When Quality Road came back to win the G1 Woodward at the same 1 1/8 miles at Saratoga, it made Blame's victory look that much better (even though it was an extremely weak Woodward field).


Blame's first G1 victory, in the 1 1/8-mile Stephen Foster Handicap at Churchill Downs in June, was a visually impressive race. He ran down the top-class Empire Maker colt, Battle Plan, but when Battle Plan was retired afterwards with a suspensory injury—apparently suffered during the race—you had to wonder whether Blame was the beneficiary of a compromised horse slowing down.


Blame's lone defeat in 2010 was in the G1 Jockey Club Gold Cup—his final prep before the Breeders' Cup. Haynesfield, a 4-year-old by Speightstown who was winning his first G1 that day, seized the early lead and simply galloped away to victory.


It doesn't help Blame's case that Haynesfield and Quality Road finished next to last and last, respectively, in the 12-horse Breeders' Cup Classic field.


Zenyatta only competed in Grade 1 races in 2010, four of them in Southern California and one at Oaklawn Park. In her first race of the season, the Santa Margarita Invitational Handicap in March, she carried 127 pounds, conceding 11 to 16 pounds to her opponents, including 15 to runner-up Dance to My Tune. Two starts later, in the Vanity Invitational Handicap, she carried 129, conceding nine pounds to runner-up St. Trianians (who in her previous start was the beaten favorite against males in the G1 Santa Anita Handicap) and 17 higher than the race's low weight.
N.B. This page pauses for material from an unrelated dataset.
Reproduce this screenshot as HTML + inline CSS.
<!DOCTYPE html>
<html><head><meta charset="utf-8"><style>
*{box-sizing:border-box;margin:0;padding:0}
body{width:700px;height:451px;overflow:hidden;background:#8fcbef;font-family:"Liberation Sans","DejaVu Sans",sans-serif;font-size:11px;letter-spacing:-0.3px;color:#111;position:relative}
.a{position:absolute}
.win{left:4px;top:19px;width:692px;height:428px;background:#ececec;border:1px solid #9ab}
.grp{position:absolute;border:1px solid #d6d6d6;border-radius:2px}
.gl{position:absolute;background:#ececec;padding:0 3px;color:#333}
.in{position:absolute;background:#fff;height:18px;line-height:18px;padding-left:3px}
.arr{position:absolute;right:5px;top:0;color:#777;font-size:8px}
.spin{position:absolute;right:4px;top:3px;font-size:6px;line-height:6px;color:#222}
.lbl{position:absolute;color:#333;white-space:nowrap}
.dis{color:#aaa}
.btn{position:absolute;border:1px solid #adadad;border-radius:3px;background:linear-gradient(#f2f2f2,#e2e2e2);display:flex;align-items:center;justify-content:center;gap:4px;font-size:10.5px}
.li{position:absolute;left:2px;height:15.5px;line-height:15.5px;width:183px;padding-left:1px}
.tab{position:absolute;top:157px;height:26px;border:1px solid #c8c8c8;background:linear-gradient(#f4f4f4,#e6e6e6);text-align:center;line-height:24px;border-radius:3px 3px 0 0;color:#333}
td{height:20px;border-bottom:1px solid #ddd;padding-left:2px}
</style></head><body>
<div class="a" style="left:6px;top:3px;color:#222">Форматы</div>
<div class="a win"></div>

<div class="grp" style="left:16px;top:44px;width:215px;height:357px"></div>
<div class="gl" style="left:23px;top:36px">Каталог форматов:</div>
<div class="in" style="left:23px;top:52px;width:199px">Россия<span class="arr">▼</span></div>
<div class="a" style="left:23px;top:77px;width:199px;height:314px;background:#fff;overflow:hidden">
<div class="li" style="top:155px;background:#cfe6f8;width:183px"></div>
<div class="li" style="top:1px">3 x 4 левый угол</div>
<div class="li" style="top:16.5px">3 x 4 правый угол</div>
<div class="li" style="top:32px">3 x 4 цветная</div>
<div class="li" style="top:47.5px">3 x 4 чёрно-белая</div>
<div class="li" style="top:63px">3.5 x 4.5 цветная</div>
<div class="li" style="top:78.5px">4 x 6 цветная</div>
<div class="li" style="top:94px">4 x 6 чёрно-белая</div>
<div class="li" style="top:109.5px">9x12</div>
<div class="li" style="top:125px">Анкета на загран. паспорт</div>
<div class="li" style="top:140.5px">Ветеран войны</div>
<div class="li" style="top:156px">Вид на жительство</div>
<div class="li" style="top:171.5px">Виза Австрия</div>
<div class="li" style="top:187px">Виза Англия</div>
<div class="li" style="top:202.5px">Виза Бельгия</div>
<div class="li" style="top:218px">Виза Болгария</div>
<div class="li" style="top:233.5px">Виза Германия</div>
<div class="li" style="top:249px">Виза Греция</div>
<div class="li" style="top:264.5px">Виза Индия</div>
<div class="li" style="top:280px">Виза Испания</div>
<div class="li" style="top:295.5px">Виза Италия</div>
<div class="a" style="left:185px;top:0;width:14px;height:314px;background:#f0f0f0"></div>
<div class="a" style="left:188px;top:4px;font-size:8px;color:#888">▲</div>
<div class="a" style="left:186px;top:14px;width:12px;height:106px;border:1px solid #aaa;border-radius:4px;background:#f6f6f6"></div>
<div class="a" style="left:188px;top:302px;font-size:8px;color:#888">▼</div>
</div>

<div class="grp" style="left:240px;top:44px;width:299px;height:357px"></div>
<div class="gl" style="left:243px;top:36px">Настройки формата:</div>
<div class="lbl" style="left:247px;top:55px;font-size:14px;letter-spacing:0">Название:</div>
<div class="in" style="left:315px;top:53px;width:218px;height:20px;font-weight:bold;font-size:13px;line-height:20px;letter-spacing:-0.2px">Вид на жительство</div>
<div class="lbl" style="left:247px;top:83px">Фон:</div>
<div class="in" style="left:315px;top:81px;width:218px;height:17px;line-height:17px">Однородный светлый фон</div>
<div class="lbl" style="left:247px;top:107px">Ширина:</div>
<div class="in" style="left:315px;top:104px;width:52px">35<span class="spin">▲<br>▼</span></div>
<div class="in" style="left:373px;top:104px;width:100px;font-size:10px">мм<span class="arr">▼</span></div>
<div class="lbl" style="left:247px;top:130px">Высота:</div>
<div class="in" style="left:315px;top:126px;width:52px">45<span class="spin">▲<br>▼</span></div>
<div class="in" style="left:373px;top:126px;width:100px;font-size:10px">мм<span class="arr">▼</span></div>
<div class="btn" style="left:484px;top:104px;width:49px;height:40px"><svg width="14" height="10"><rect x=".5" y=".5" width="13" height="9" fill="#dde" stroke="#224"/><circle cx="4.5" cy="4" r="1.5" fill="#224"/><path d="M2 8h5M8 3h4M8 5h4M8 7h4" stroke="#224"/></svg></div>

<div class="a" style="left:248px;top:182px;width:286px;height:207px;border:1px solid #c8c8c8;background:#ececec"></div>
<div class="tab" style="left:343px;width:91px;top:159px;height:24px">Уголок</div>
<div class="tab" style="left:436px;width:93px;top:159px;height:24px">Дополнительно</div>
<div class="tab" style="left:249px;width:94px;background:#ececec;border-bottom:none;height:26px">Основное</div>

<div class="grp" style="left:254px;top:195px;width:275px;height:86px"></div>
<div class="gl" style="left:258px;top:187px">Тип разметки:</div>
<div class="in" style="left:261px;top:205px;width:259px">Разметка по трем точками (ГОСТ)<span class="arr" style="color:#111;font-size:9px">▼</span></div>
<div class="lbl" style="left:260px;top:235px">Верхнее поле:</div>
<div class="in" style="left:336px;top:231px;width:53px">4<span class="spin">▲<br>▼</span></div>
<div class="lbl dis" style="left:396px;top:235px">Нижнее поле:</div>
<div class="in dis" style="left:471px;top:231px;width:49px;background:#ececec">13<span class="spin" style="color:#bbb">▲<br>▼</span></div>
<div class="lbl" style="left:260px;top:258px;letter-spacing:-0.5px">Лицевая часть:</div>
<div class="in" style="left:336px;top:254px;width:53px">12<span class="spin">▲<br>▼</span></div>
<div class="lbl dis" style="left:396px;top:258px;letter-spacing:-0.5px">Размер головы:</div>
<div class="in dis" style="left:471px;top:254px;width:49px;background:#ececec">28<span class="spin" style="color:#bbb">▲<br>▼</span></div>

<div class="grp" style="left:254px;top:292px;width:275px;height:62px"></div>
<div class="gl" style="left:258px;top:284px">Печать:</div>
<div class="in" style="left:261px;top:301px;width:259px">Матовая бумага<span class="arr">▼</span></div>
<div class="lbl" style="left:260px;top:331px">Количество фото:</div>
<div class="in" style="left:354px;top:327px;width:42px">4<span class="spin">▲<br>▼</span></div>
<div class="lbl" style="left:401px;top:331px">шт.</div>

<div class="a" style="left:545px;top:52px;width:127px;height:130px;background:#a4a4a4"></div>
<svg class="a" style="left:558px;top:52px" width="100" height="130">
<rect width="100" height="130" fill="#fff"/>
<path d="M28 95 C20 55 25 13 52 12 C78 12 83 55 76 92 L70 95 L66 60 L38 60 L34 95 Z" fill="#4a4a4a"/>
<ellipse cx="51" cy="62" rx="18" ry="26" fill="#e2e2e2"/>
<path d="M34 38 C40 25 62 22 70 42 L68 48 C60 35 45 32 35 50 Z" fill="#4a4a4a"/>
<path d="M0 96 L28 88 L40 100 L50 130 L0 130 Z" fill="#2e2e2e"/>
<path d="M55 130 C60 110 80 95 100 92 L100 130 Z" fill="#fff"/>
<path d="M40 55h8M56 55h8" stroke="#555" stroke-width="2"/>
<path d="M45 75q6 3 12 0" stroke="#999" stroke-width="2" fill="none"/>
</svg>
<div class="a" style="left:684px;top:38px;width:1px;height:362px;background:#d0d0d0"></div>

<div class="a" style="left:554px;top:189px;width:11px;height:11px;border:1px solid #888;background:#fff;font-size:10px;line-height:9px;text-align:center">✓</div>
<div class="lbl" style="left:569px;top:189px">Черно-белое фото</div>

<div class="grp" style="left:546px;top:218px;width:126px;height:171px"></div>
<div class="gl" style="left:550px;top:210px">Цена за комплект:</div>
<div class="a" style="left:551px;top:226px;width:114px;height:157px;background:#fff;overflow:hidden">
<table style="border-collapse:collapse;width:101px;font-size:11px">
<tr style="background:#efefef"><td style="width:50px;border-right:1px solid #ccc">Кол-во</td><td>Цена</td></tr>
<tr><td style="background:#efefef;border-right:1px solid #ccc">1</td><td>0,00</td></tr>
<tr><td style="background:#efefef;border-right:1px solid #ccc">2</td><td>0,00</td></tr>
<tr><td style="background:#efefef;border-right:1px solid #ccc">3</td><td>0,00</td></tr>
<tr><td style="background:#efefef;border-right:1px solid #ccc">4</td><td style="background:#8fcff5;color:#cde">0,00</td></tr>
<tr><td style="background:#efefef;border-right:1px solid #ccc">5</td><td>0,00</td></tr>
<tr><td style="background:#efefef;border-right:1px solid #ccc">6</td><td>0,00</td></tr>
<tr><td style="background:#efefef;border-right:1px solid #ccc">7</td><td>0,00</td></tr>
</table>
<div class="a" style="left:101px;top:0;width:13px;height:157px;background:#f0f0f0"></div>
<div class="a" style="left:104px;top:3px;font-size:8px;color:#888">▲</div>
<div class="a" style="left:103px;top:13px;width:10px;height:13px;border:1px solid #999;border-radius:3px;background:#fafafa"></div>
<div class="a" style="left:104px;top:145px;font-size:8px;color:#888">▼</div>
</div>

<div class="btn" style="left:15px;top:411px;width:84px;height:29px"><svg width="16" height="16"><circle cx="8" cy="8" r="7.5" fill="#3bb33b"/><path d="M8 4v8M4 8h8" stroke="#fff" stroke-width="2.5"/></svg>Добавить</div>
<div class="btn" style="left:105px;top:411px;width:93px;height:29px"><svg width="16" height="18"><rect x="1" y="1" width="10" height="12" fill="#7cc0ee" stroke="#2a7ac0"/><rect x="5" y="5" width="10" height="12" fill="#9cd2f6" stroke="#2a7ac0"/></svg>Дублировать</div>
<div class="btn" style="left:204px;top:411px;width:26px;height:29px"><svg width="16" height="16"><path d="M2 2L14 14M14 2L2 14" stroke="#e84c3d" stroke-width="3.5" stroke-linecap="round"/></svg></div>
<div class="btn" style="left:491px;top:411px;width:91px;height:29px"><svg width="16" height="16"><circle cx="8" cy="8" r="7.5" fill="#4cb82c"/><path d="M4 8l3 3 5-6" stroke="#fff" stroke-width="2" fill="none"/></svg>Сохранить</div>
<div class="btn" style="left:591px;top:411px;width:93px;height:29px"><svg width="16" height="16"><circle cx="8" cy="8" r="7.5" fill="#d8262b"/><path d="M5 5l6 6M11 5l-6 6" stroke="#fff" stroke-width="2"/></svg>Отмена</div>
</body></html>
The competition for the daughter of Street Cry was suspect, but fillies and mares weren't flying out to California to take her on, and trainer John Shirreffs wasn't willing to put Zenyatta up against colts prior to the Breeders' Cup. In Zenyatta's only out-of-state race before the Breeders' Cup, the G1 Apple Blossom at Oaklawn Park in April – whose purse was boosted in an effort to attract Rachel Alexandra and Zenyatta—the reigning Horse of the Year was taken out of consideration after losing her first start of the year.


So for both Blame and Zenyatta, there are pluses and minuses on their respective ledgers in 2010. For me, it boils down to the Breeders' Cup Classic, where Blame carried three pounds more than Zenyatta under the scale of weights.
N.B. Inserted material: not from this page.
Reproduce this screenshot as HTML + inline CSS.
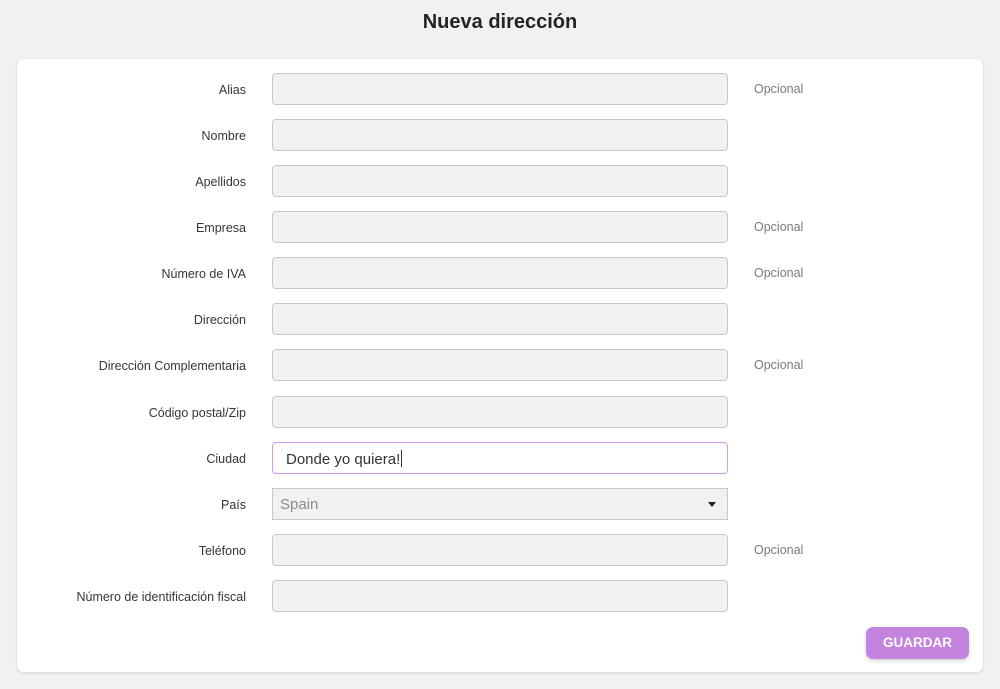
<!DOCTYPE html>
<html><head><meta charset="utf-8"><style>
*{box-sizing:border-box;margin:0;padding:0}
body{width:1000px;height:689px;background:#f1f1f1;font-family:"Liberation Sans","DejaVu Sans",sans-serif;color:#333;position:relative;overflow:hidden}
h1{position:absolute;top:11px;left:0;width:1000px;text-align:center;font-size:20px;font-weight:bold;color:#232323}
.card{position:absolute;left:17px;top:59px;width:966px;height:613px;background:#fff;border-radius:7px;box-shadow:0 1px 3px rgba(0,0,0,.12)}
.row{position:absolute;left:0;width:966px;height:32px}
.lbl{position:absolute;right:737px;top:10px;font-size:12.5px;color:#363636;white-space:nowrap}
.inp{position:absolute;left:255px;top:0;width:456px;height:32px;background:#f1f1f1;border:1px solid #c8c8c8;border-radius:4px}
.opt{position:absolute;left:737px;top:9px;font-size:12.5px;color:#7a7a7a}
.focus{background:#fff;border-color:#cf9be8}
.focus span{position:absolute;left:13px;top:7px;font-size:15px;color:#333}
.focus b{display:inline-block;width:1px;height:17px;background:#333;vertical-align:-3px;margin-left:1px}
.sel{border-radius:0}
.sel span{position:absolute;left:7px;top:7px;font-size:15px;color:#8a8a8a}
.sel i{position:absolute;right:11px;top:13px;border:4px solid transparent;border-top:5px solid #222;border-bottom:0}
.btn{position:absolute;left:849px;top:568px;width:103px;height:32px;background:#c583e0;border-radius:7px;color:#fff;font-weight:bold;font-size:13.5px;text-align:center;line-height:32px;box-shadow:0 2px 4px rgba(0,0,0,.18)}
</style></head><body>
<h1>Nueva dirección</h1>
<div class="card">
<div class="row" style="top:14px"><div class="lbl">Alias</div><div class="inp"></div><div class="opt">Opcional</div></div>
<div class="row" style="top:60px"><div class="lbl">Nombre</div><div class="inp"></div></div>
<div class="row" style="top:106px"><div class="lbl">Apellidos</div><div class="inp"></div></div>
<div class="row" style="top:152px"><div class="lbl">Empresa</div><div class="inp"></div><div class="opt">Opcional</div></div>
<div class="row" style="top:198px"><div class="lbl">Número de IVA</div><div class="inp"></div><div class="opt">Opcional</div></div>
<div class="row" style="top:244px"><div class="lbl">Dirección</div><div class="inp"></div></div>
<div class="row" style="top:290px"><div class="lbl">Dirección Complementaria</div><div class="inp"></div><div class="opt">Opcional</div></div>
<div class="row" style="top:337px"><div class="lbl">Código postal/Zip</div><div class="inp"></div></div>
<div class="row" style="top:383px"><div class="lbl">Ciudad</div><div class="inp focus"><span>Donde yo quiera!<b></b></span></div></div>
<div class="row" style="top:429px"><div class="lbl">País</div><div class="inp sel"><span>Spain</span><i></i></div></div>
<div class="row" style="top:475px"><div class="lbl">Teléfono</div><div class="inp"></div><div class="opt">Opcional</div></div>
<div class="row" style="top:521px"><div class="lbl">Número de identificación fiscal</div><div class="inp"></div></div>
<div class="btn">GUARDAR</div>
</div>
</body></html>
Blame, under a perfect ride by Garrett Gomez, got the money and the victory. Gomez said it was Blame's best effort of the year, and I don't think that's hyperbole. Blame bulled his way between horses courageously at the top of the stretch, seized command from Lookin At Lucky, the best 3-year-old colt of 2010, opened up the lead and refused to wilt under Zenyatta's late charge. It was a very, very good performance.
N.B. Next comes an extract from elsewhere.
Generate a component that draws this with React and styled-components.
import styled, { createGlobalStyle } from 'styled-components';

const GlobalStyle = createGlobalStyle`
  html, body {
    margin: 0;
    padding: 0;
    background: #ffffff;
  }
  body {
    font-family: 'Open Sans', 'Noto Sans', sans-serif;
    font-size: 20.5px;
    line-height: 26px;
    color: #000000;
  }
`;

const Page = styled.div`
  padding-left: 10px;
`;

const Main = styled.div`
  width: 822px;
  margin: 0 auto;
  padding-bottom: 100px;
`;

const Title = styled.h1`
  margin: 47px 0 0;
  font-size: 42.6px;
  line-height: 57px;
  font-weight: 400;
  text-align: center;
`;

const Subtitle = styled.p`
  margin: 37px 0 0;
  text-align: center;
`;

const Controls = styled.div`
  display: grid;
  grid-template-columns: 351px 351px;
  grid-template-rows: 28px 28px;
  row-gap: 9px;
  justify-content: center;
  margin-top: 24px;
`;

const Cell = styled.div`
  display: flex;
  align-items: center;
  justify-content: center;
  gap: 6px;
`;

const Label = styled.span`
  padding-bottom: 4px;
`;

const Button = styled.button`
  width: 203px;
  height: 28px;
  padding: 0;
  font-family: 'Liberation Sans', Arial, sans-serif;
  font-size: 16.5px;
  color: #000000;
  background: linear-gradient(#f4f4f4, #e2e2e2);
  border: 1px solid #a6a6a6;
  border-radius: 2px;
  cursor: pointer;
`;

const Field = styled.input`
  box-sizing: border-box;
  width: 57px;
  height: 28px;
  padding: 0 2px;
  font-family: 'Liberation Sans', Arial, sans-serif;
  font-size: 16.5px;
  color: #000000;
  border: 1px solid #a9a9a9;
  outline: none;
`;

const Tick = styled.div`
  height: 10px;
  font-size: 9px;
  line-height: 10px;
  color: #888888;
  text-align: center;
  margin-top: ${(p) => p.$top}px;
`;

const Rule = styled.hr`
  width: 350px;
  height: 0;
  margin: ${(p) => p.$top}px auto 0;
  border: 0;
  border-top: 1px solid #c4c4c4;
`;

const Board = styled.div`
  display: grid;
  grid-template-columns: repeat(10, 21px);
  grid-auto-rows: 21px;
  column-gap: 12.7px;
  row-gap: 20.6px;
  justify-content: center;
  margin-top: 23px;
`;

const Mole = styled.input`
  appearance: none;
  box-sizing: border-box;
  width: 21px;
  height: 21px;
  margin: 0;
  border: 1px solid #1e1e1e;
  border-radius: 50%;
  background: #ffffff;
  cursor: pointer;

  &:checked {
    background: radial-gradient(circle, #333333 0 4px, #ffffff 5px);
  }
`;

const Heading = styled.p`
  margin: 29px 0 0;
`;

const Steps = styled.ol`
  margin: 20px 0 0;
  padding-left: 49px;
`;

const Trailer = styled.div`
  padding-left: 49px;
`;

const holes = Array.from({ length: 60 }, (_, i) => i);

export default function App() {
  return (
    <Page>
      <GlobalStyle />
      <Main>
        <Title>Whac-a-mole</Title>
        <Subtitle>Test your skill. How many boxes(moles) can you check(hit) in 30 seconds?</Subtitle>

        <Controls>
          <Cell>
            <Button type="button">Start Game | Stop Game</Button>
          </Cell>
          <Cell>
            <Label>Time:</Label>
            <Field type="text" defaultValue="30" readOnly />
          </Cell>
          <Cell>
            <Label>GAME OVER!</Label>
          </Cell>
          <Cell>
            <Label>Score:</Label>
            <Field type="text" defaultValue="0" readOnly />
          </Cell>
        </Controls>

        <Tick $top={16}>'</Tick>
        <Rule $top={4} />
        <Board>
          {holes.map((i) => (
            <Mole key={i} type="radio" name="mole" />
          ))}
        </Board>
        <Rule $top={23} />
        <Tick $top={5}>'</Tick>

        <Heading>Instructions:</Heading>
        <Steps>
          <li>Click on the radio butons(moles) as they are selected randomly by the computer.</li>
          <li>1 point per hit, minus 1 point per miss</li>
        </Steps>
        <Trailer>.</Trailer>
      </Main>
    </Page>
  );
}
But what Zenyatta did was sensational. Left at the gate and well behind the next-to-place runner for the opening furlongs, Zenyatta regained contact with the back of the field rounding the final turn of the 10-furlong Classic. She lost momentum while awaiting room for precious seconds until straightening away into the stretch, then shifted out several paths to commence her rally. Zenyatta closed about six lengths in the final quarter-mile, but this wasn't Rinterval or Switch she was trying to catch, but a very tough customer named Blame.


The bad start, her reaction to dirt hitting her in the face (she appeared to be throwing her head up and down in the early going), and the loss of momentum while awaiting room just outside the quarter pole contributed to Zenyatta losing the Classic. She didn't win, but in my opinion she was the best horse in the race. And she was the best horse of 2010.


My vote, in a decision as narrow as the Breeders' Cup Classic, goes to Zenyatta as Horse of the Year.